Trump, da parte sua, si intesta da giorni il risultato, seppur l’ufficialità non ci sia ancora: la giornata è trascorsa tra i ripetuti annunci di «accordo sull’orlo», «accordo imminente», «accordo a un passo» che rimbalzavano tra Washington e Doha. Tra coloro che ieri avevano una gran voglia di parlare c’era il segretario di stato Usa Antony Blinken.
In un discorso all’Atlantic Council si è detto certo del raggiungimento del cessate il fuoco, ha snocciolato i passaggi per il dopoguerra (il ritorno a Gaza dell’Autorità nazionale palestinese dopo un’amministrazione ad interim supervisionata dalla comunità internazionale e da truppe straniere – chissà che ne pensa Israele) e ha espresso dolore per i civili morti a Gaza, senza specificare da chi sarebbero stati ammazzati, esercito israeliano e/o armi statunitensi.
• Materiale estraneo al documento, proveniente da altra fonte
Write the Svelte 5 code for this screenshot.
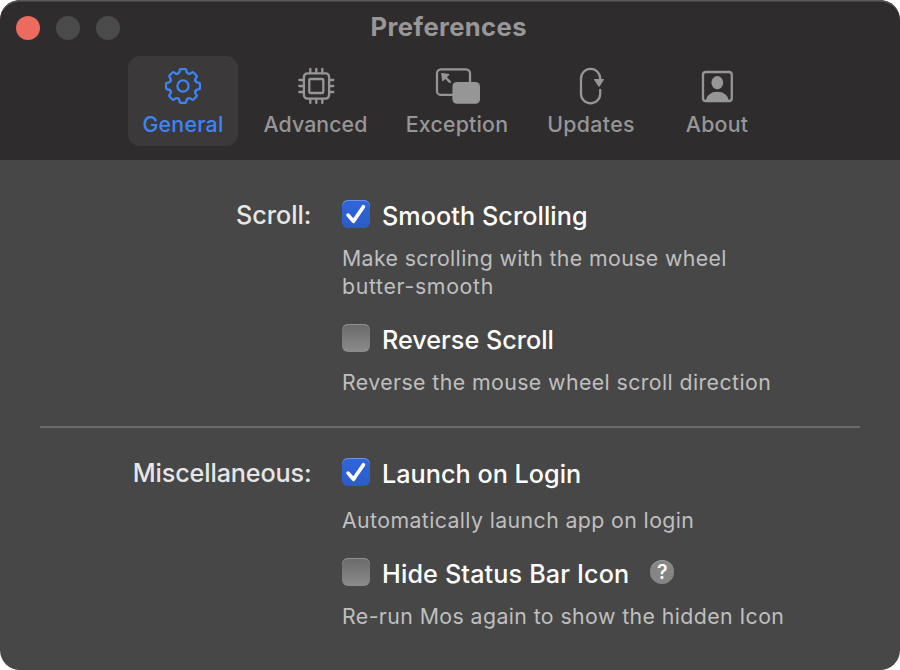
<script>
  const tabs = [
    { id: 'general', label: 'General', width: 110, spacing: 0.25 },
    { id: 'advanced', label: 'Advanced', width: 135, spacing: 0.08 },
    { id: 'exception', label: 'Exception', width: 128, spacing: 0.22 },
    { id: 'updates', label: 'Updates', width: 120, spacing: 0.35 },
    { id: 'about', label: 'About', width: 112, spacing: 0.25 }
  ];
  let active = $state('general');

  let sections = $state([
    {
      title: 'Scroll:', spacing: 0,
      options: [
        { label: 'Smooth Scrolling', spacing: 0.06, on: true, gap: 16, lines: [['Make scrolling with the mouse wheel', 0.38], ['butter-smooth', 0.67]] },
        { label: 'Reverse Scroll', spacing: 0, on: false, gap: 16, lines: [['Reverse the mouse wheel scroll direction', 0.41]] }
      ]
    },
    {
      title: 'Miscellaneous:', spacing: -0.14,
      options: [
        { label: 'Launch on Login', spacing: 0.02, on: true, gap: 20, lines: [['Automatically launch app on login', 0.39]] },
        { label: 'Hide Status Bar Icon', spacing: 0.14, on: false, gap: 16, help: true, lines: [['Re-run Mos again to show the hidden Icon', 0.41]] }
      ]
    }
  ]);

  // Gear outline: eight rounded teeth around the origin.
  function gearPath() {
    const p = (r, deg) => {
      const a = (deg - 90) * Math.PI / 180;
      return `${(r * Math.cos(a)).toFixed(2)} ${(r * Math.sin(a)).toFixed(2)}`;
    };
    let d = '';
    for (let i = 0; i < 8; i++) {
      const c = i * 45;
      d += `${i ? 'L' : 'M'}${p(14.4, c - 14.5)}L${p(16, c - 12)}Q${p(17.3, c - 10.5)} ${p(17.1, c - 7)}`;
      d += `L${p(17.1, c + 7)}Q${p(17.3, c + 10.5)} ${p(16, c + 12)}L${p(14.4, c + 14.5)}`;
      d += `Q${p(12.4, c + 22.5)} ${p(14.4, c + 30.5)}`;
    }
    return d + 'Z';
  }
  const gear = gearPath();
</script>

<main class="window">
  <header>
    <div class="titlebar">
      <div class="lights"><i class="close"></i><i></i><i></i></div>
      <h1>Preferences</h1>
    </div>
    <nav>
      {#each tabs as tab}
        <button class="tab" class:active={active === tab.id} style:width="{tab.width}px" onclick={() => (active = tab.id)}>
          <svg width="48" height="40" viewBox="-24 -20 48 40" fill="none" stroke="currentColor" stroke-width="2.3">
            {#if tab.id === 'general'}
              <path d={gear} stroke-linejoin="round" />
              <circle r="5.6" />
            {:else if tab.id === 'advanced'}
              <g transform="translate(.3 0)">
                <rect x="-12.4" y="-12.6" width="25.2" height="25.2" rx="3.5" />
                <rect x="-7" y="-7" width="14" height="14" rx="1" />
                <path stroke-linecap="round" d="M-6-17v4M0-17v4M6-17v4M-6 17v-4M0 17v-4M6 17v-4M-17-6h4M-17 0h4M-17 6h4M17-6h-4M17 0h-4M17 6h-4" />
              </g>
            {:else if tab.id === 'exception'}
              <rect x="-20" y="-16.7" width="33" height="25.6" rx="4" />
              <rect x="-4.6" y="-4" width="27.6" height="21.8" rx="4.5" fill="currentColor" stroke="none" />
              <path d="M-12.5-9.5l5.3 5.3" stroke-width="2.4" stroke-linecap="round" />
              <path d="M-15.2-12.4l7 .9-6 6z" fill="currentColor" stroke-width="1.2" stroke-linejoin="round" />
            {:else if tab.id === 'updates'}
              <path d="M9.2-6V-7.5A9.6 9.6 0 0 0-10-7.5V7.7A9.6 9.6 0 0 0 9.2 7.7V4" stroke-linecap="round" />
              <path d="M3.7-6.4h8.6L8 .2z" fill="currentColor" stroke-width="1.2" stroke-linejoin="round" />
            {:else}
              <rect x="-14" y="-14" width="28.8" height="29" rx="2.8" />
              <ellipse cx=".3" cy="-3.4" rx="5.9" ry="6.6" fill="currentColor" stroke="none" />
              <path d="M-11.2 15C-10.4 9.2-6 5.8.3 5.8S11 9.2 11.8 15z" fill="currentColor" stroke="none" />
            {/if}
          </svg>
          <span style:letter-spacing="{tab.spacing}px">{tab.label}</span>
        </button>
      {/each}
    </nav>
  </header>

  <div class="content">
    {#each sections as section}
      <section>
        <h2><span style:letter-spacing="{section.spacing}px">{section.title}</span></h2>
        <div class="options">
          {#each section.options as option}
            <div class="option">
              <div class="row">
                <label>
                  <span class="box" class:on={option.on}>
                    <input type="checkbox" bind:checked={option.on} />
                    {#if option.on}
                      <svg width="28" height="28" viewBox="0 0 28 28"><path d="M6.1 15.1l5.4 6.2L21.4 6.8" fill="none" stroke="#fff" stroke-width="3.7" stroke-linecap="round" stroke-linejoin="round" /></svg>
                    {/if}
                  </span>
                  <span class="name" style:letter-spacing="{option.spacing}px">{option.label}</span>
                </label>
                {#if option.help}<button class="help" aria-label="Help">?</button>{/if}
              </div>
              <div class="desc" style:margin-top="{option.gap}px">
                {#each option.lines as [line, spacing]}
                  <p><span style:letter-spacing="{spacing}px">{line}</span></p>
                {/each}
              </div>
            </div>
          {/each}
        </div>
      </section>
    {/each}
  </div>
</main>

<style>
  :global(body) { background: #fff; }
  .window {
    width: 900px; height: 670px; box-sizing: border-box; overflow: hidden;
    border-radius: 20px; background: #474747; white-space: nowrap;
    font-family: Inter, "Liberation Sans", sans-serif;
  }
  header { height: 160px; background: #2f2c2d; box-shadow: inset 0 2px 0 -0.5px #5b595a; border-radius: 20px 20px 0 0; }
  .titlebar { height: 56px; display: grid; grid-template-columns: 1fr auto 1fr; }
  .lights { display: flex; gap: 16px; padding: 16px 0 0 16px; }
  .lights i { width: 24px; height: 24px; border-radius: 50%; background: #4b4b4b; }
  .lights .close { background: #ed6a5e; }
  h1 { margin: 0; padding: 12px 2.5px 0 0; font-size: 25.6px; line-height: 30px; font-weight: 700; letter-spacing: 0.38px; color: #989697; }
  nav { display: flex; gap: 10px; padding-left: 128px; }
  button { border: 0; padding: 0; font: inherit; background: none; }
  .tab {
    height: 90px; border-radius: 12px; color: #979697; padding-top: 10px;
    display: flex; flex-direction: column; align-items: center;
    font-size: 21.3px; line-height: 28px; font-weight: 450;
  }
  .tab svg { flex: none; margin-bottom: 4px; }
  .tab.active { background: #3c393a; color: #3d84f7; }
  .content { padding: 40px 40px 0; }
  section { display: flex; gap: 30.5px; }
  section + section { border-top: 2px solid #6b6b6b; margin-top: 30px; padding-top: 30px; }
  h2 { margin: 0; padding-top: 1px; width: 271.5px; text-align: right; font-size: 25.2px; line-height: 28px; font-weight: 450; color: #e6e6e6; }
  .options { display: flex; flex-direction: column; gap: 24px; }
  .row, label { display: flex; height: 28px; }
  .row { gap: 21px; }
  label { gap: 12px; }
  .box {
    width: 28px; height: 28px; border-radius: 6px; display: grid;
    background: linear-gradient(#6a6a6a, #8b8b8b); box-shadow: inset 0 1px 0 #919191;
  }
  .box.on { background: linear-gradient(#3166dc, #2a5bc8); box-shadow: inset 0 1px 0 #6d92e5; }
  .box input, .box svg { grid-area: 1 / 1; }
  input { appearance: none; margin: 0; width: 28px; height: 28px; }
  .name { padding-top: 2px; font-size: 25.2px; line-height: 28px; font-weight: 500; color: #fff; }
  .help {
    width: 24px; height: 24px; margin-top: 2px; border-radius: 50%; background: #858585;
    box-shadow: inset 0 1px 0 #999; color: #fff; font-size: 19.5px; line-height: 24px; font-weight: 600;
  }
  .desc { font-size: 21.3px; line-height: 28px; font-weight: 420; color: #bfbfbf; }
  p { margin: 0; }
</style>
Anche per questo il discorso-fiume è stato interrotto da un manifestante: «Sarai ricordato per sempre come il segretario del genocidio», gli ha urlato.
Blinken ha poi affrontato l’elefante nella stanza, la riduzione della Cisgiordania a un colabrodo: ha detto a Tel Aviv che può scordarsi di annettere quel territorio «senza subire conseguenze» e ha criticato l’alleato che «espande colonie e nazionalizza terre a una velocità mai vista nel decennio precedente».
TOO LITTLE, TOO LATE. Perché è lì, in Cisgiordania, che si gioca il futuro della regione. Lo sa bene l’ultradestra israeliana che ieri ha continuato a battere i piedi contro il negoziato ma – è opinione condivisa da esperti israeliani e membri della maggioranza di governo – non si metterà davvero di traverso: né Itamar Ben-Gvir né Bezalel Smotrich faranno cadere Netanyahu e l’occasione di una vita. Non voteranno l’accordo, che passerà comunque, ma resteranno nella maggioranza.
C’è da concentrarsi su un futuro che è già presente: lunedì Smotrich ha approvato un nuovo meccanismo per ampliare le colonie nella Cisgiordania occupata. I permessi di costruire nuovi edifici saranno rilasciati settimanalmente, non serviranno più mesi di attesa.
Una conferma ufficiosa giungeva ieri sera da Channel 12: l’entourage di Netanyahu avrebbe offerto a Smotrich delle «compensazioni», ovvero misure per rafforzare la presenza israeliana in Cisgiordania.